- [Stored items]:
>>>>

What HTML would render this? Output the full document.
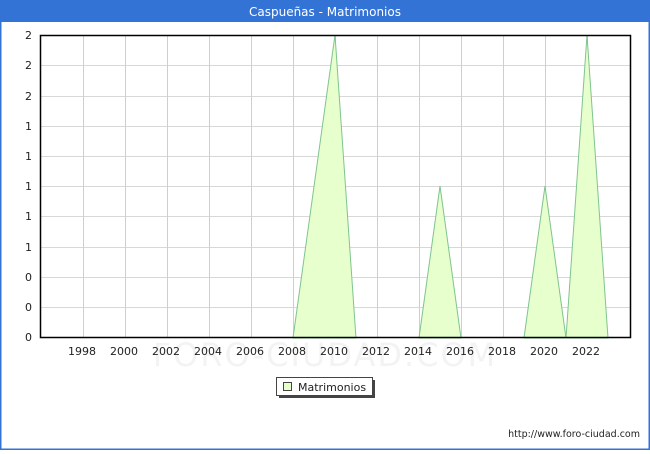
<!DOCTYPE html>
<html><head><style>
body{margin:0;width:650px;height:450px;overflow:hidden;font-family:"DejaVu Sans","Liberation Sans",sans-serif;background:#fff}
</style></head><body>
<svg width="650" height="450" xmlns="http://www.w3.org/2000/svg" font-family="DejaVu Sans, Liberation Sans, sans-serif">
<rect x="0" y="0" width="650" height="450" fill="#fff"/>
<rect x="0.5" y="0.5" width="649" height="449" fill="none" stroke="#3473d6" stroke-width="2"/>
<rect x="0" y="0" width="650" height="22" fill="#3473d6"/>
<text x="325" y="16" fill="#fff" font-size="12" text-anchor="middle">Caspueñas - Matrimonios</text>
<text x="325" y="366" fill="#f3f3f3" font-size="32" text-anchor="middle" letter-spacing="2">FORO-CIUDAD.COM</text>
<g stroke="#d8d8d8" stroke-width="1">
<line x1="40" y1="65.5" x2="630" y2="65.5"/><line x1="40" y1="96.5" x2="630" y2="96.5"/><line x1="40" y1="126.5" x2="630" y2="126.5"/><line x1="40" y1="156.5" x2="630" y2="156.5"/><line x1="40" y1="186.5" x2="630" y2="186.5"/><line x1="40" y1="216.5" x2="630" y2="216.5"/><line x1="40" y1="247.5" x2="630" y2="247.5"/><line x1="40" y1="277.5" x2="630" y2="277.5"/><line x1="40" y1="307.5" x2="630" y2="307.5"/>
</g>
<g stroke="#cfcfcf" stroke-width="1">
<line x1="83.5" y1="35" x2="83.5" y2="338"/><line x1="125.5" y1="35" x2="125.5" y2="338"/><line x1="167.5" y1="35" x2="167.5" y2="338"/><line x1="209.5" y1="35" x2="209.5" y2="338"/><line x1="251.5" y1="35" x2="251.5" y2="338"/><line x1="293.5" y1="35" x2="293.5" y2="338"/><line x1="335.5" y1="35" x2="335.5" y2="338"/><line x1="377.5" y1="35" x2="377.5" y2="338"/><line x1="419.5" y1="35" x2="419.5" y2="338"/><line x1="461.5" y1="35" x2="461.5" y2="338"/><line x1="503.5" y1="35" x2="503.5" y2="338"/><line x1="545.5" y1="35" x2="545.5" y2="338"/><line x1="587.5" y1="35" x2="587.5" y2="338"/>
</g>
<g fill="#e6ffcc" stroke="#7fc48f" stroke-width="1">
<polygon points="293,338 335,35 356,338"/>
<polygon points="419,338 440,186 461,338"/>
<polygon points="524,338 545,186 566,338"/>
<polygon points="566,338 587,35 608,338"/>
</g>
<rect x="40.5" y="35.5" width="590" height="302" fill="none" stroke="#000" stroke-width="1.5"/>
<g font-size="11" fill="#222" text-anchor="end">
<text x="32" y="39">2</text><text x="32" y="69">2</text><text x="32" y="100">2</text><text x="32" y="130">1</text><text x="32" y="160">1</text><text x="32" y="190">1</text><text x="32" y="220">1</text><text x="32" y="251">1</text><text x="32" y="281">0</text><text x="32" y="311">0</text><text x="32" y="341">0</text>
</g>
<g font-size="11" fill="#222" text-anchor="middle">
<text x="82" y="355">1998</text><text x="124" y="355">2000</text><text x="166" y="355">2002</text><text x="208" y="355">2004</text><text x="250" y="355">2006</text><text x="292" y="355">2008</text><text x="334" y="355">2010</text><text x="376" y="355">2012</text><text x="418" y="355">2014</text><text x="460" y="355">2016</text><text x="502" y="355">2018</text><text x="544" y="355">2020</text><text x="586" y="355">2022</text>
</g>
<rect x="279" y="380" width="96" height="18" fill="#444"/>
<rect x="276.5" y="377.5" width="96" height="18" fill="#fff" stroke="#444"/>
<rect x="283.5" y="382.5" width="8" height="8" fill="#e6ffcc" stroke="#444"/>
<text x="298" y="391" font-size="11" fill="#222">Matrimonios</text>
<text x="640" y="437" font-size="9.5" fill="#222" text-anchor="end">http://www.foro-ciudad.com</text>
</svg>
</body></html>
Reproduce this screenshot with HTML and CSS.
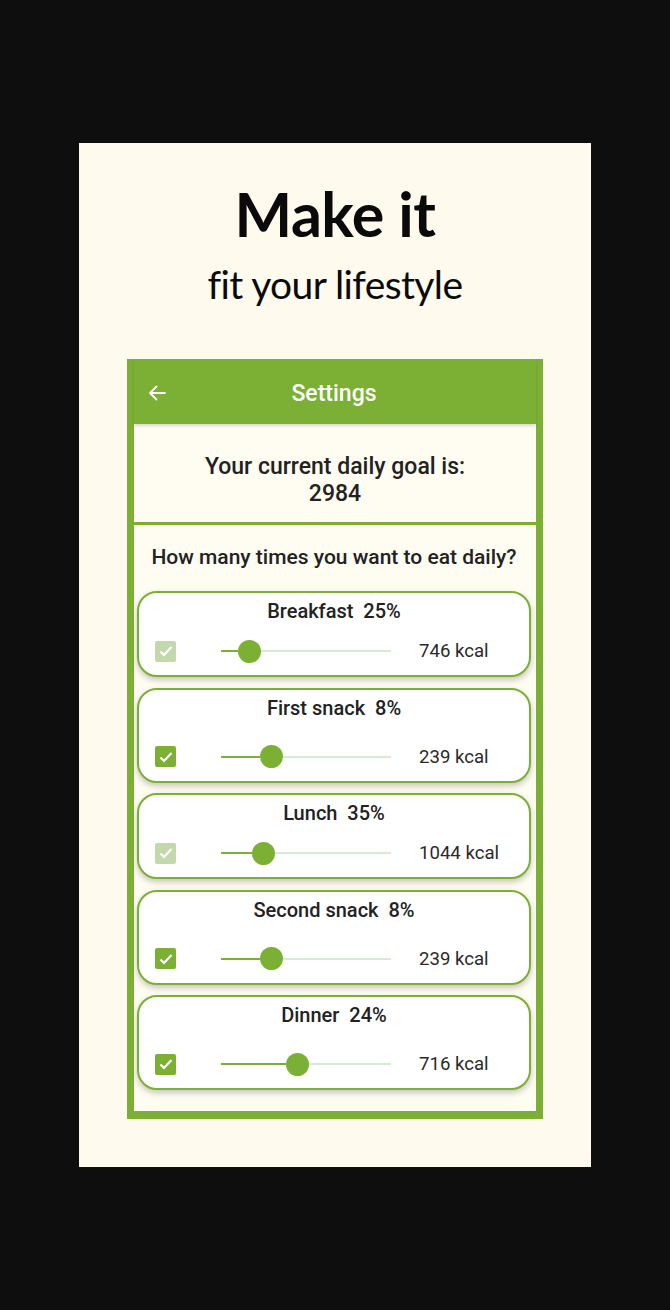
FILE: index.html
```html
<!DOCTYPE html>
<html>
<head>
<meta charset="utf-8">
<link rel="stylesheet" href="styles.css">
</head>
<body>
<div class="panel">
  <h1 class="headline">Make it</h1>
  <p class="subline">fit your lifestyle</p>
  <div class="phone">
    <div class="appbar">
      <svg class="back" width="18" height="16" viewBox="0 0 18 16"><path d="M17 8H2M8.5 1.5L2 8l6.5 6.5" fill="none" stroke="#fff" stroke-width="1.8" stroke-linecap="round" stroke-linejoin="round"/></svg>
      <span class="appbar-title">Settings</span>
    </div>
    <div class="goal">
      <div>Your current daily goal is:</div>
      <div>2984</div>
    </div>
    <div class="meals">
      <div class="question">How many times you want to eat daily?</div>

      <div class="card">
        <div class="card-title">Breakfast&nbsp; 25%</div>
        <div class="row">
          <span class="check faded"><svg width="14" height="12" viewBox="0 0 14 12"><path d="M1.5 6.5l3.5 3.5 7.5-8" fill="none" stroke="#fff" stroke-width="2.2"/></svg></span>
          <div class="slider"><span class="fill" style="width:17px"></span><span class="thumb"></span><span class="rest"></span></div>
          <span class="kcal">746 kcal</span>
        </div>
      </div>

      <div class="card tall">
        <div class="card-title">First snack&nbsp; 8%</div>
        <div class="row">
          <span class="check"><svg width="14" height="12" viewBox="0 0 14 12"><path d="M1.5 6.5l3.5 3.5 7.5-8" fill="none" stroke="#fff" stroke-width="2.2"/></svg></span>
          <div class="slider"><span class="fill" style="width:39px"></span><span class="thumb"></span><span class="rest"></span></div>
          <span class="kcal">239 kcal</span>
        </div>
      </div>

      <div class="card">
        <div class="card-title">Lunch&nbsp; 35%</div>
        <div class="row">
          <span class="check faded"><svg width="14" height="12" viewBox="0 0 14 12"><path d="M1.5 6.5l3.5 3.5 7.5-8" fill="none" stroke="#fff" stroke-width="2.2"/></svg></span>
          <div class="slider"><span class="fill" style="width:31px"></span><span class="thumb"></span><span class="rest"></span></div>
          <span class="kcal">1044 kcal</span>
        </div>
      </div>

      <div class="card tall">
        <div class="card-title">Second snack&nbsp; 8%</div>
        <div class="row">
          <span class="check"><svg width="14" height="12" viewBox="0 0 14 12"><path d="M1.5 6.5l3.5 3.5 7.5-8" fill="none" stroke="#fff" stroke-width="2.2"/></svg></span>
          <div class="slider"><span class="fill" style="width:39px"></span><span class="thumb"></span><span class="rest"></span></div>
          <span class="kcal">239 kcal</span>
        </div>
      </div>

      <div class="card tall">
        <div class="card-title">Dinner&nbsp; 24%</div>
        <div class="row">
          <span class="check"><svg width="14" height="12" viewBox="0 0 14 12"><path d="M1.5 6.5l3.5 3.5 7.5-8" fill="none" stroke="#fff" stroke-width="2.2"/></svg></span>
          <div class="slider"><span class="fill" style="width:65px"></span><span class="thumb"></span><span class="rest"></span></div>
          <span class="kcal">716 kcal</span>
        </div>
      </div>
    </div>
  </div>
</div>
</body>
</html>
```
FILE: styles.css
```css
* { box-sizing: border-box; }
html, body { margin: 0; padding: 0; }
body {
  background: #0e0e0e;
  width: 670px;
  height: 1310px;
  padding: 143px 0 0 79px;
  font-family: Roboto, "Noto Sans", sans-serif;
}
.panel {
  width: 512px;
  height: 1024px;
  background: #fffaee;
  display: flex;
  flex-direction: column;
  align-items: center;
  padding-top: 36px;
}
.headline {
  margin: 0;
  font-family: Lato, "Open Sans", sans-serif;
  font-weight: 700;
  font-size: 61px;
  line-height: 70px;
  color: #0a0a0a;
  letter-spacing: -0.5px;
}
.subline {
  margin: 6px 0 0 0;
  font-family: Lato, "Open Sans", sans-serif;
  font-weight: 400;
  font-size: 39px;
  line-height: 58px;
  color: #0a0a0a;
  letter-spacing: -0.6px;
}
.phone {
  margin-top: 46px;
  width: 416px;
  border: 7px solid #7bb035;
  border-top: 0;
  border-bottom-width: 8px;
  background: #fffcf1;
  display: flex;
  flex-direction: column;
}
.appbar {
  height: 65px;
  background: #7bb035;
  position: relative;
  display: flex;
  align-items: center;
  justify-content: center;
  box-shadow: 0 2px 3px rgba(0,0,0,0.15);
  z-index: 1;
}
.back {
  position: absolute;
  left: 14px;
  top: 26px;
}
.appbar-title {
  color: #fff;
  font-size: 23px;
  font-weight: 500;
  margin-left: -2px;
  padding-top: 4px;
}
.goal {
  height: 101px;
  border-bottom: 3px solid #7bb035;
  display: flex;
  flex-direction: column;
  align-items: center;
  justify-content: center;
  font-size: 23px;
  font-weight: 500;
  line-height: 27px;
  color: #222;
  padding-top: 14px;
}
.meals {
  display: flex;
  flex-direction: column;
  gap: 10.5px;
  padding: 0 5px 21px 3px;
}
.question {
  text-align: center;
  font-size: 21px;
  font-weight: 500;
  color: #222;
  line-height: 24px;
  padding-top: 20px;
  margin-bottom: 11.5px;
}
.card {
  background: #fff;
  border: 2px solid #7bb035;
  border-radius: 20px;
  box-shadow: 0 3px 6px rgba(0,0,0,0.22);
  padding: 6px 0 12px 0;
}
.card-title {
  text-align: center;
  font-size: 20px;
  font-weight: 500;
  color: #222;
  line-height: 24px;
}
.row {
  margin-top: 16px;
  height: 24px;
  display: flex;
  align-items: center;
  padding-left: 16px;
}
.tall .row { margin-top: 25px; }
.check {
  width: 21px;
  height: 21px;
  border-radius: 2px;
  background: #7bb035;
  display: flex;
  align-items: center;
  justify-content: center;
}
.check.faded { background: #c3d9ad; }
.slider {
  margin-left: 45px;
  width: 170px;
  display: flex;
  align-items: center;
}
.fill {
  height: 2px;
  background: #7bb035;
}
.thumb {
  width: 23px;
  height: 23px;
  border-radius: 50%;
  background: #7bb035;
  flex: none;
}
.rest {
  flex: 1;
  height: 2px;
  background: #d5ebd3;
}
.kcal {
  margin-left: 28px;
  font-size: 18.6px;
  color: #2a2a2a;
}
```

<<<<

- [Required task]:
Copy and report every line where the word "this" is present.

- [Reply to the task]:
What HTML would render this? Output the full document.
Reproduce this screenshot with HTML and CSS.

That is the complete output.